◆ **RECORDED DATA**
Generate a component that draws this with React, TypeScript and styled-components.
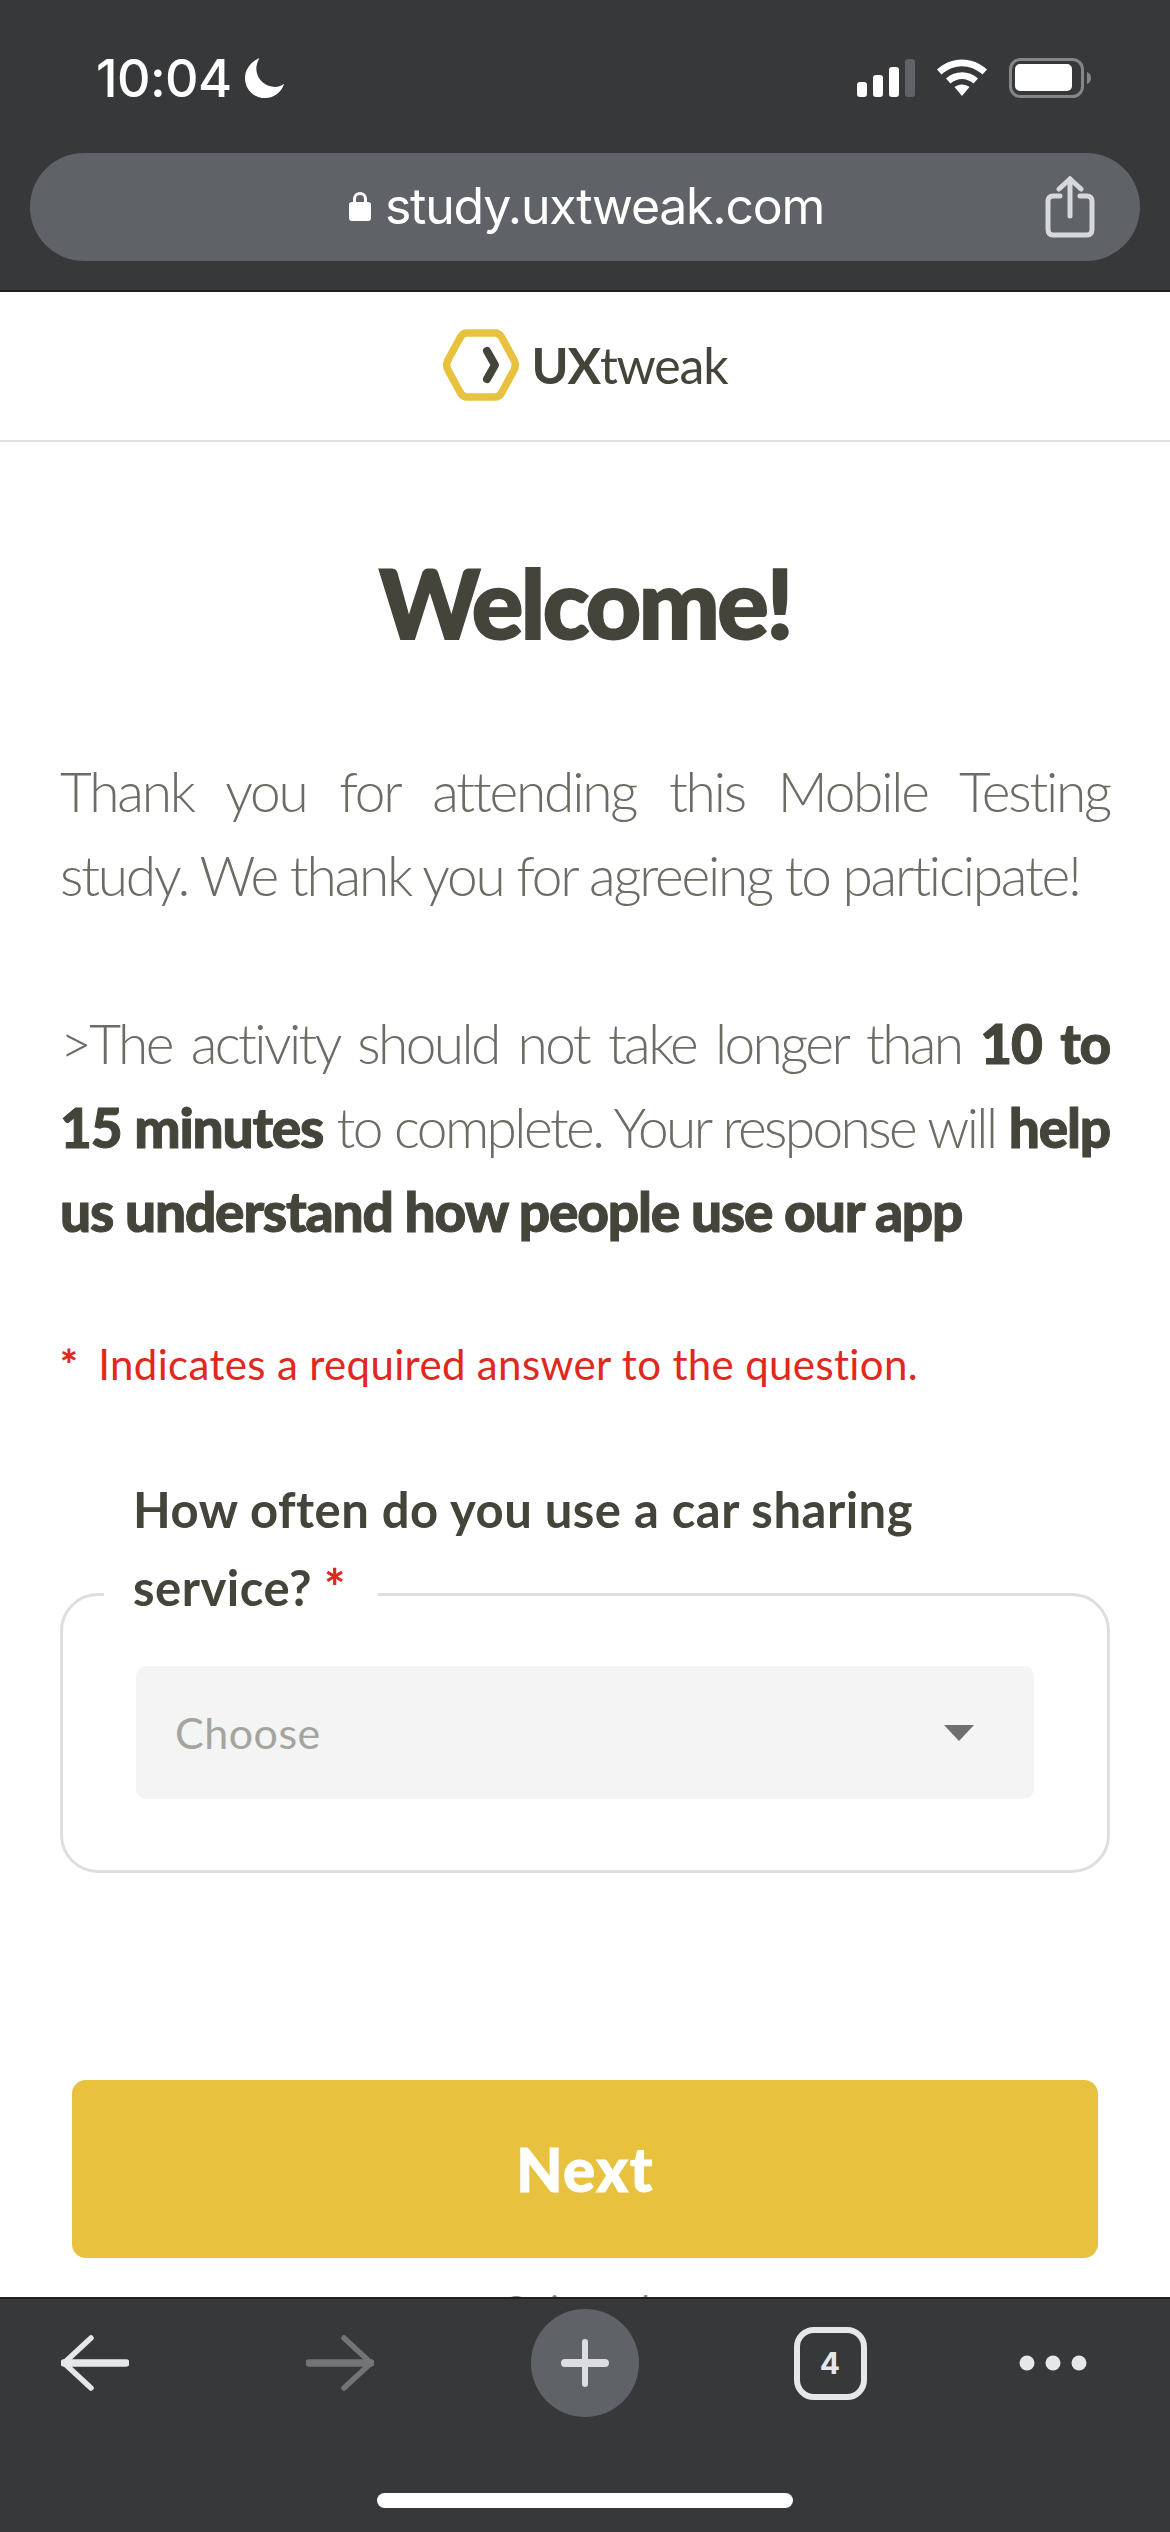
import React from "react";
import styled, { createGlobalStyle } from "styled-components";

const GlobalStyle = createGlobalStyle`
  html, body {
    margin: 0;
    padding: 0;
    background: #fff;
  }
  * {
    box-sizing: border-box;
  }
`;

const Page = styled.div`
  width: 1170px;
  height: 2532px;
  display: flex;
  flex-direction: column;
  overflow: hidden;
  font-family: "Lato", "Noto Sans", sans-serif;
`;

const TopChrome = styled.header`
  height: 292px;
  flex: none;
  background: #37383a;
  border-bottom: 2px solid #1f1f20;
  padding: 0 30px;
`;

const StatusBar = styled.div`
  height: 153px;
  display: flex;
  justify-content: space-between;
  align-items: flex-start;
  padding: 48px 0 0 66px;
`;

const Clock = styled.div`
  display: flex;
  align-items: center;
  gap: 13px;
  height: 60px;
  color: #fff;
  font-family: "Inter", sans-serif;
  font-size: 52px;
  font-weight: 500;
  letter-spacing: -0.6px;
`;

const StatusIcons = styled.div`
  display: flex;
  align-items: center;
  height: 60px;
  gap: 22px;
  margin-right: 49px;
`;

const UrlBar = styled.div`
  height: 108px;
  border-radius: 54px;
  background: #5f6266;
  display: flex;
  align-items: center;
  justify-content: center;
  gap: 14px;
  position: relative;
  color: #fff;
  font-family: "Inter", sans-serif;
  font-size: 50px;
  letter-spacing: -1.25px;
  padding: 0 0 2px 3px;
`;

const ShareButton = styled.span`
  position: absolute;
  right: 45px;
  top: 23px;
  display: flex;
`;

const LogoBar = styled.div`
  height: 150px;
  flex: none;
  display: flex;
  align-items: center;
  justify-content: center;
  gap: 13px;
  border-bottom: 2px solid #e0e0e0;
  padding-bottom: 3px;
`;

const LogoText = styled.div`
  color: #44443a;
  font-size: 50px;
  letter-spacing: -1.2px;
  b {
    font-weight: 700;
  }
`;

const Main = styled.main`
  flex: 1;
  min-height: 0;
  overflow: hidden;
  padding: 0 60px;
  color: #44443a;
`;

const Title = styled.h1`
  margin: 100px 0 0;
  text-align: center;
  font-size: 96px;
  line-height: 120px;
  font-weight: 900;
  letter-spacing: -2.5px;
  -webkit-text-stroke: 2px #44443a;
`;

const Intro = styled.p`
  margin: 0;
  color: #6c6c64;
  font-size: 55px;
  font-weight: 300;
  line-height: 84px;
  letter-spacing: -2.2px;
  text-align: justify;
  b {
    color: #44443a;
    font-weight: 900;
    letter-spacing: -1.2px;
    -webkit-text-stroke: 1px #44443a;
  }
`;

const FirstIntro = styled(Intro)`
  margin-top: 87px;
`;

const SecondIntro = styled(Intro)`
  margin-top: 84px;
  letter-spacing: -2.6px;
`;

const IntroLine = styled.span<{ $justified?: boolean }>`
  display: block;
  white-space: nowrap;
  text-align-last: ${(p) => (p.$justified ? "justify" : "left")};
`;

const Required = styled.div`
  margin-top: 83px;
  display: flex;
  gap: 20px;
  color: #e0281e;
  font-size: 42px;
  line-height: 56px;
  letter-spacing: 0.35px;
`;

const Star = styled.span`
  color: #e0281e;
  font-weight: 900;
`;

const QuestionSet = styled.section`
  margin-top: 201px;
  padding: 0 73px 71px;
  border: 3px solid #dedede;
  border-radius: 38px;
`;

const Question = styled.div`
  margin: -126px 0 0 -3px;
  font-size: 49px;
  font-weight: 700;
  line-height: 78px;
  letter-spacing: 0.5px;
`;

const QuestionTail = styled.span`
  display: inline-block;
  margin-left: -29px;
  padding: 0 32px 0 29px;
  background: #fff;
`;

const Select = styled.div`
  height: 133px;
  margin-top: 40px;
  border-radius: 10px;
  background: #f4f4f4;
  padding: 0 60px 0 39px;
  display: flex;
  align-items: center;
  justify-content: space-between;
  color: #a5a5a0;
  font-size: 43px;
  letter-spacing: 0.5px;
`;

const Caret = styled.span`
  width: 0;
  height: 0;
  border-left: 15px solid transparent;
  border-right: 15px solid transparent;
  border-top: 16px solid #6e6e6e;
`;

const NextButton = styled.button`
  display: block;
  width: 1026px;
  height: 178px;
  margin: 207px 0 0 12px;
  border: 0;
  border-radius: 14px;
  background: #e8c23f;
  color: #fff;
  font-family: inherit;
  font-size: 60px;
  font-weight: 900;
  letter-spacing: 1.5px;
  -webkit-text-stroke: 1px #fff;
`;

const FooterLink = styled.div`
  margin-top: 25px;
  text-align: center;
  color: #8a8a84;
  font-size: 36px;
  line-height: 50px;
`;

const BottomChrome = styled.footer`
  height: 235px;
  flex: none;
  background: #37383a;
  border-top: 2px solid #1f1f20;
  display: flex;
  flex-direction: column;
  align-items: center;
`;

const ToolRow = styled.nav`
  align-self: flex-start;
  height: 108px;
  margin: 10px 0 0 -27.5px;
  display: grid;
  grid-template-columns: repeat(4, 245px) 201px;
  align-items: center;
  justify-items: center;
`;

const PlusButton = styled.span`
  width: 108px;
  height: 108px;
  border-radius: 50%;
  background: #5f6266;
  display: flex;
  align-items: center;
  justify-content: center;
`;

const TabCount = styled.span`
  width: 73px;
  height: 73px;
  border: 6px solid #e6e7ea;
  border-radius: 20px;
  display: flex;
  align-items: center;
  justify-content: center;
  color: #e6e7ea;
  font-family: "Inter", sans-serif;
  font-size: 30px;
  font-weight: 700;
`;

const HomeIndicator = styled.span`
  width: 416px;
  height: 15px;
  margin-top: 76px;
  border-radius: 8px;
  background: #fff;
`;

const SignalIcon = () => (
  <svg width="58" height="38" viewBox="0 0 58 38">
    <rect x="0" y="23" width="10" height="15" rx="3" fill="#fff" />
    <rect x="16" y="16" width="10" height="22" rx="3" fill="#fff" />
    <rect x="32" y="8" width="10" height="30" rx="3" fill="#fff" />
    <rect x="48" y="0" width="10" height="38" rx="3" fill="#5f6266" />
  </svg>
);

const WifiIcon = () => (
  <svg width="50" height="38" viewBox="0 0 50 38">
    <path d="M0 10.5 C14 -3 36 -3 50 10.5 L45.5 15.5 C33 4.5 17 4.5 4.5 15.5 Z" fill="#fff" />
    <path d="M9 19.5 C18 11 32 11 41 19.5 L36.5 24.5 C29.5 18.5 20.5 18.5 13.5 24.5 Z" fill="#fff" />
    <path d="M17.5 28 C22 24.5 28 24.5 32.5 28 L25 37 Z" fill="#fff" />
  </svg>
);

const BatteryIcon = () => (
  <svg width="82" height="40" viewBox="0 0 82 40">
    <rect x="1.5" y="1.5" width="72" height="37" rx="10" fill="none" stroke="#85868a" strokeWidth="3" />
    <rect x="6" y="6" width="57" height="27" rx="5" fill="#fff" />
    <path d="M78 14 C81 15 82 17.5 82 20 C82 22.5 81 25 78 26 Z" fill="#85868a" />
  </svg>
);

const MoonIcon = () => (
  <svg width="40" height="40" viewBox="0 0 42 42">
    <path
      d="M15 0 C6 4 0 12 0 21 C0 33 9 42 21 42 C31 42 39 35 41 27 C37 30 32 31 28 30 C18 28 11 19 12 9 C12.5 6 13.5 3 15 0 Z"
      fill="#fff"
    />
  </svg>
);

const LockIcon = () => (
  <svg width="22" height="30" viewBox="0 0 22 30">
    <path d="M5.5 13 V8 C5.5 0.5 16.5 0.5 16.5 8 V13" fill="none" stroke="#fff" strokeWidth="3" />
    <rect x="0" y="11" width="22" height="19" rx="3" fill="#fff" />
  </svg>
);

const ShareIcon = () => (
  <svg width="50" height="62" viewBox="0 0 50 62" fill="none" stroke="#d6d8de" strokeWidth="5" strokeLinecap="round">
    <path d="M15 20 H8 C5 20 3 22 3 25 V53 C3 57 5 59 8 59 H42 C45 59 47 57 47 53 V25 C47 22 45 20 42 20 H35" strokeLinejoin="round" />
    <path d="M25 40 V3" />
    <path d="M14 13 L25 3 L36 13" />
  </svg>
);

const HexLogo = () => (
  <svg width="76" height="72" viewBox="0 0 76 72">
    <path
      d="M24 4 H52 C55 4 57 5.5 58.5 8 L71 31 C72.5 34 72.5 38 71 41 L58.5 64 C57 66.5 55 68 52 68 H24 C21 68 19 66.5 17.5 64 L5 41 C3.5 38 3.5 34 5 31 L17.5 8 C19 5.5 21 4 24 4 Z"
      fill="none"
      stroke="#e8c23f"
      strokeWidth="7.5"
    />
    <path d="M44 22 L52 36 L44 50" fill="none" stroke="#44443a" strokeWidth="8" strokeLinecap="round" strokeLinejoin="round" />
  </svg>
);

const ArrowIcon = ({ color, flip }: { color: string; flip?: boolean }) => (
  <svg
    width="68"
    height="56"
    viewBox="0 0 68 56"
    fill="none"
    stroke={color}
    strokeLinecap="round"
    strokeLinejoin="round"
    transform={flip ? "scale(-1 1)" : undefined}
  >
    <path d="M3 28 H65" strokeWidth="7.5" />
    <path d="M30 3 L3 28 L30 53" strokeWidth="5.5" />
  </svg>
);

const PlusIcon = () => (
  <svg width="48" height="48" viewBox="0 0 48 48" stroke="#dcdde1" strokeLinecap="round">
    <path d="M24 3 V45" strokeWidth="6" />
    <path d="M4 24 H44" strokeWidth="8" />
  </svg>
);

const MoreIcon = () => (
  <svg width="68" height="16" viewBox="0 0 68 16" fill="#e6e7ea">
    <circle cx="8" cy="8" r="7.5" />
    <circle cx="34" cy="8" r="7.5" />
    <circle cx="60" cy="8" r="7.5" />
  </svg>
);

const App: React.FC = () => {
  return (
    <Page>
      <GlobalStyle />
      <TopChrome>
        <StatusBar>
          <Clock>
            10:04
            <MoonIcon />
          </Clock>
          <StatusIcons>
            <SignalIcon />
            <WifiIcon />
            <BatteryIcon />
          </StatusIcons>
        </StatusBar>
        <UrlBar>
          <LockIcon />
          study.uxtweak.com
          <ShareButton>
            <ShareIcon />
          </ShareButton>
        </UrlBar>
      </TopChrome>
      <LogoBar>
        <HexLogo />
        <LogoText>
          <b>UX</b>tweak
        </LogoText>
      </LogoBar>
      <Main>
        <Title>Welcome!</Title>
        <FirstIntro>
          Thank you for attending this Mobile Testing study. We thank you for
          agreeing to participate!
        </FirstIntro>
        <SecondIntro>
          <IntroLine $justified>
            &gt;The activity should not take longer than <b>10 to</b>
          </IntroLine>
          <IntroLine $justified>
            <b>15 minutes</b> to complete. Your response will <b>help</b>
          </IntroLine>
          <IntroLine>
            <b>us understand how people use our app</b>
          </IntroLine>
        </SecondIntro>
        <Required>
          <Star>*</Star>
          Indicates a required answer to the question.
        </Required>
        <QuestionSet>
          <Question>
            How often do you use a car sharing
            <br />
            <QuestionTail>
              service? <Star>*</Star>
            </QuestionTail>
          </Question>
          <Select>
            Choose
            <Caret />
          </Select>
        </QuestionSet>
        <NextButton>Next</NextButton>
        <FooterLink>Quit study</FooterLink>
      </Main>
      <BottomChrome>
        <ToolRow>
          <ArrowIcon color="#e6e7ea" />
          <ArrowIcon color="#737477" flip />
          <PlusButton>
            <PlusIcon />
          </PlusButton>
          <TabCount>4</TabCount>
          <MoreIcon />
        </ToolRow>
        <HomeIndicator />
      </BottomChrome>
    </Page>
  );
};

export default App;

◆ **REQUIREMENTS**
Identify lines with the string "React". Copy each one.

◆ **CORRECT ANSWER**
Generate a component that draws this with React, TypeScript and styled-components.
import React from "react";
const App: React.FC = () => {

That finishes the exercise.